* **Data excerpt**:
[Begin]
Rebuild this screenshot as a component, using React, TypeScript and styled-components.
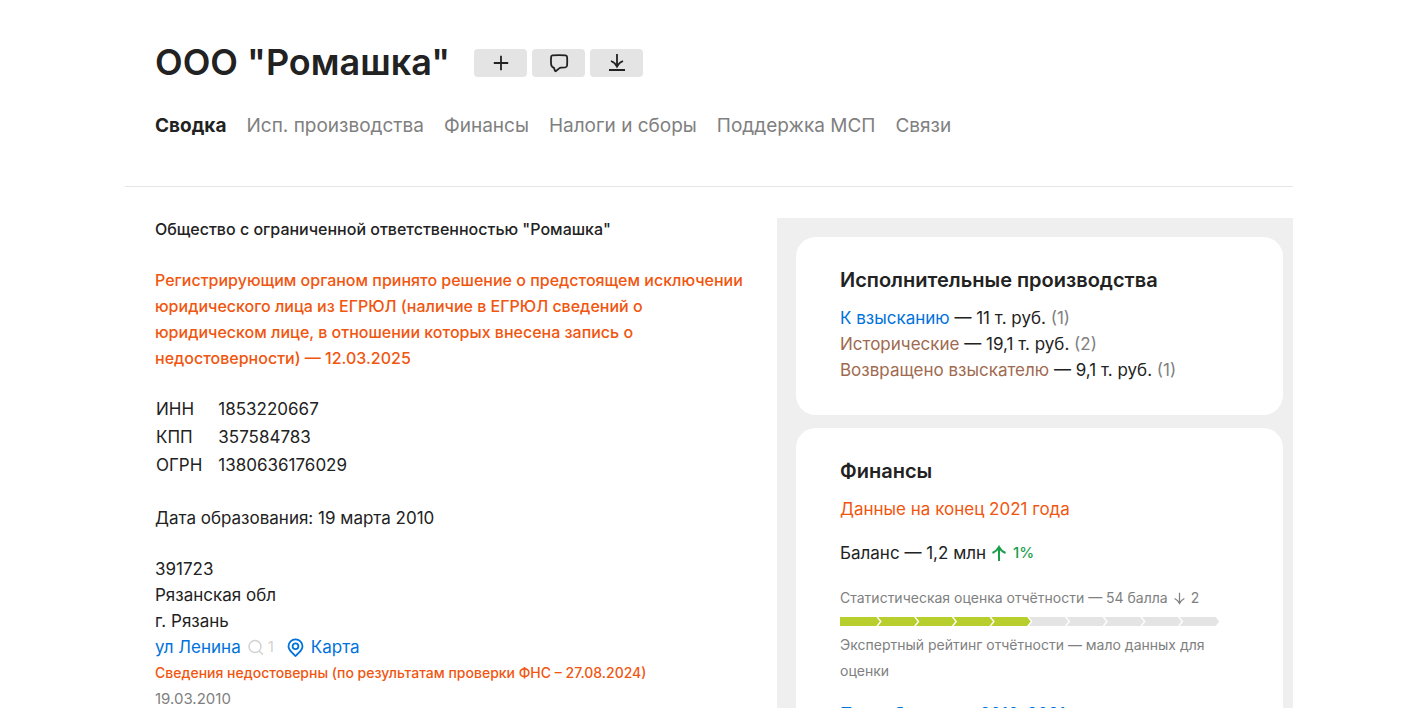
import React from "react";
import styled, { createGlobalStyle } from "styled-components";

const colors = {
  text: "#222222",
  muted: "#808080",
  orange: "#f0560f",
  blue: "#0072db",
  brown: "#a06a50",
  green: "#1a9e4b",
  lime: "#b7ce2c",
  grey: "#e4e4e4",
  panel: "#efefef",
};

const GlobalStyle = createGlobalStyle`
  * { box-sizing: border-box; }
  body {
    margin: 0;
    background: #fff;
    color: ${colors.text};
    font-family: Inter, "Liberation Sans", sans-serif;
    font-size: 17px;
    line-height: 26px;
  }
`;

const Viewport = styled.div`
  height: calc(100vh - 18px);
  overflow: hidden;
`;

const Page = styled.div`
  max-width: 1168px;
  margin: 0 auto;
`;

const Header = styled.header`
  padding: 38px 30px 47px;
  border-bottom: 1px solid ${colors.grey};
`;

const TitleRow = styled.div`
  display: flex;
  align-items: center;
  gap: 24px;
`;

const Title = styled.h1`
  margin: 0;
  font-size: 36px;
  line-height: 48px;
  font-weight: 600;
`;

const Actions = styled.div`
  display: flex;
  gap: 5px;
  padding-top: 2px;
`;

const ActionButton = styled.button`
  display: flex;
  align-items: center;
  justify-content: center;
  width: 53px;
  height: 28px;
  padding: 0;
  border: 0;
  border-radius: 4px;
  background: ${colors.grey};
  color: ${colors.text};
`;

const Tabs = styled.nav`
  display: flex;
  gap: 20px;
  margin-top: 27px;
`;

const Tab = styled.a<{ $active?: boolean }>`
  color: ${(p) => (p.$active ? colors.text : colors.muted)};
  font-size: 19px;
  font-weight: ${(p) => (p.$active ? 700 : 400)};
  text-decoration: none;
`;

const Columns = styled.div`
  display: flex;
  align-items: flex-start;
`;

const Main = styled.main`
  flex: 1;
  min-width: 0;
  padding: 29px 20px 0 30px;
`;

const FullName = styled.p`
  margin: 0 0 25px;
  font-size: 16px;
  font-weight: 500;
`;

const Warning = styled.p`
  margin: 0 0 24px;
  color: ${colors.orange};
  font-size: 16px;
  font-weight: 500;
`;

const Founded = styled.p`
  margin: 0 0 25px;
`;

const Codes = styled.table`
  margin: 0 0 26px;
  border-collapse: collapse;
  line-height: 28px;
  th, td { padding: 0 15px 0 1px; font-weight: 400; text-align: left; }
`;

const Address = styled.address`
  font-style: normal;
`;

const StreetRow = styled.div`
  display: flex;
  align-items: center;
`;

const Link = styled.a<{ $brown?: boolean }>`
  color: ${(p) => (p.$brown ? colors.brown : colors.blue)};
  text-decoration: none;
`;

const MapLink = styled(Link)`
  display: flex;
  align-items: center;
  gap: 7px;
  margin-left: 13px;
`;

const SearchCount = styled.span`
  display: flex;
  align-items: center;
  gap: 4px;
  margin-left: 7px;
  color: #d2d2d2;
  font-size: 15px;
`;

const Unreliable = styled.div`
  color: ${colors.orange};
  font-size: 14px;
  font-weight: 500;
`;

const RecordDate = styled.div`
  color: ${colors.muted};
  font-size: 15px;
`;

const Side = styled.aside`
  display: flex;
  flex-direction: column;
  gap: 13px;
  flex: 0 0 516px;
  margin-top: 31px;
  padding: 19px 10px 19px 19px;
  background: ${colors.panel};
`;

const Card = styled.section`
  padding: 30px 44px 32px;
  border-radius: 20px;
  background: #fff;
`;

const CardTitle = styled.h2`
  margin: 0 0 12px;
  font-size: 20px;
  line-height: 26px;
  font-weight: 600;
`;

const Count = styled.span`
  color: ${colors.muted};
`;

const DataDate = styled.div`
  color: ${colors.orange};
`;

const Row = styled.div`
  display: flex;
  align-items: center;
  gap: 5px;
`;

const Balance = styled(Row)`
  margin-top: 18px;
`;

const Growth = styled.span`
  display: flex;
  align-items: center;
  gap: 6px;
  color: ${colors.green};
  font-size: 15px;
  font-weight: 500;
`;

const Score = styled(Row)`
  margin-top: 19px;
  color: ${colors.muted};
  font-size: 14px;
`;

const Scale = styled.svg`
  display: block;
  margin: 6px 0;
`;

const Note = styled.p`
  margin: 0 0 17px;
  color: ${colors.muted};
  font-size: 14px;
`;

const PlusIcon = () => (
  <svg width="16" height="16" viewBox="0 0 16 16" fill="none" stroke="currentColor" strokeWidth="1.8" aria-hidden>
    <path d="M8 .8v14.400M.8 8h14.400" />
  </svg>
);

const CommentIcon = () => (
  <svg width="20" height="20" viewBox="0 0 20 20" fill="none" stroke="currentColor" strokeWidth="1.8" strokeLinejoin="round" aria-hidden>
    <path d="M3.500 2.300Q10 1.900 16.500 2.300Q18 2.500 18.100 4Q18.400 8.500 18.100 12.500Q17.900 14.200 16.300 14.400L12 14.700Q11 14.800 10.200 15.400L7 18Q6.200 18.600 5.900 17.600L5 14.900Q2.300 14 2.100 11Q1.800 8 2.100 4Q2.200 2.500 3.500 2.300z" />
  </svg>
);

const DownloadIcon = () => (
  <svg width="18" height="18" viewBox="0 0 18 18" fill="none" stroke="currentColor" strokeWidth="1.8" aria-hidden>
    <path d="M9 0v12.500M3 7q4 1.500 6 5.500Q11 8.500 15 7M1 16h16" />
  </svg>
);

const SearchIcon = () => (
  <svg width="16" height="16" viewBox="0 0 16 16" fill="none" stroke="currentColor" strokeWidth="1.500" aria-hidden>
    <circle cx="7" cy="7.500" r="6" />
    <path d="M11 12l4 3.500" />
  </svg>
);

const PinIcon = () => (
  <svg width="17" height="19" viewBox="0 0 17 19" fill="none" stroke="currentColor" strokeWidth="1.800" aria-hidden>
    <path d="M8.500 1.300a7 7 0 0 0-7 6.900c0 3.900 3.200 5.800 5.600 8.500.7.800 1.300 1.300 1.400 1.300s.7-.5 1.400-1.300c2.400-2.700 5.600-4.600 5.600-8.500a7 7 0 0 0-7-6.900z" />
    <circle cx="8.500" cy="8.200" r="2.900" />
  </svg>
);

const ArrowIcon = ({ down, size }: { down?: boolean; size: number }) => (
  <svg width={size} height={size} viewBox="0 0 16 16" fill="none" stroke="currentColor" strokeWidth={down ? 1.5 : 2} aria-hidden>
    <path d={down ? "M8 1v13M2 8q4 2 6 6 2-4 6-6" : "M8 16V2M1.500 8q4.500-2 6.500-6 2 4 6.500 6"} />
  </svg>
);

const STEP = 37.7;

const ScoreScale = () => (
  <Scale width="380" height="9" viewBox="0 0 380 9" role="img" aria-label="54 балла из 100">
    {Array.from({ length: 10 }, (_, i) => {
      const start = i * STEP;
      const end = start + STEP;
      const left = i === 0 ? "M0 9V0" : `M${start + 0.4} 9L${start + 4} 4.500L${start + 0.4} 0`;
      return (
        <path
          key={i}
          d={`${left}H${end - 1.4}L${end + 2.2} 4.500L${end - 1.4} 9Z`}
          fill={i < 5 ? colors.lime : colors.grey}
        />
      );
    })}
  </Scale>
);

const tabs = ["Сводка", "Исп. производства", "Финансы", "Налоги и сборы", "Поддержка МСП", "Связи"];

const codes = [
  ["ИНН", "1853220667"],
  ["КПП", "357584783"],
  ["ОГРН", "1380636176029"],
];

const debts = [
  { name: "К взысканию", sum: "11 т. руб.", count: 1, brown: false },
  { name: "Исторические", sum: "19,1 т. руб.", count: 2, brown: true },
  { name: "Возвращено взыскателю", sum: "9,1 т. руб.", count: 1, brown: true },
];

export default function App() {
  return (
    <Viewport>
      <GlobalStyle />
      <Page>
        <Header>
          <TitleRow>
            <Title>ООО "Ромашка"</Title>
            <Actions>
              <ActionButton aria-label="Добавить"><PlusIcon /></ActionButton>
              <ActionButton aria-label="Комментарий"><CommentIcon /></ActionButton>
              <ActionButton aria-label="Скачать"><DownloadIcon /></ActionButton>
            </Actions>
          </TitleRow>
          <Tabs>
            {tabs.map((t, i) => (
              <Tab key={t} href="#" $active={i === 0}>{t}</Tab>
            ))}
          </Tabs>
        </Header>
        <Columns>
          <Main>
            <FullName>Общество с ограниченной ответственностью "Ромашка"</FullName>
            <Warning>
              Регистрирующим органом принято решение о предстоящем исключении
              юридического лица из ЕГРЮЛ (наличие в ЕГРЮЛ сведений о<br />
              юридическом лице, в отношении которых внесена запись о<br />
              недостоверности) — 12.03.2025
            </Warning>
            <Codes>
              <tbody>
                {codes.map(([name, value]) => (
                  <tr key={name}>
                    <th scope="row">{name}</th>
                    <td>{value}</td>
                  </tr>
                ))}
              </tbody>
            </Codes>
            <Founded>Дата образования: 19 марта 2010</Founded>
            <Address>
              <div>391723</div>
              <div>Рязанская обл</div>
              <div>г. Рязань</div>
              <StreetRow>
                <Link href="#">ул Ленина</Link>
                <SearchCount><SearchIcon />1</SearchCount>
                <MapLink href="#"><PinIcon />Карта</MapLink>
              </StreetRow>
              <Unreliable>Сведения недостоверны (по результатам проверки ФНС – 27.08.2024)</Unreliable>
              <RecordDate>19.03.2010</RecordDate>
            </Address>
          </Main>
          <Side>
            <Card>
              <CardTitle>Исполнительные производства</CardTitle>
              {debts.map((d) => (
                <div key={d.name}>
                  <Link href="#" $brown={d.brown}>{d.name}</Link> — {d.sum} <Count>({d.count})</Count>
                </div>
              ))}
            </Card>
            <Card>
              <CardTitle>Финансы</CardTitle>
              <DataDate>Данные на конец 2021 года</DataDate>
              <Balance>
                Баланс — 1,2 млн
                <Growth><ArrowIcon size={16} />1%</Growth>
              </Balance>
              <Score>
                Статистическая оценка отчётности — 54 балла
                <ArrowIcon down size={13} />
                2
              </Score>
              <ScoreScale />
              <Note>Экспертный рейтинг отчётности — мало данных для оценки</Note>
              <Link href="#">Подробности за 2010–2021</Link>
            </Card>
          </Side>
        </Columns>
      </Page>
    </Viewport>
  );
}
[End]
* **Stated problem**: Report the number of lines that include the string "React"; return nothing but the count.

* **Solution to the problem**: 2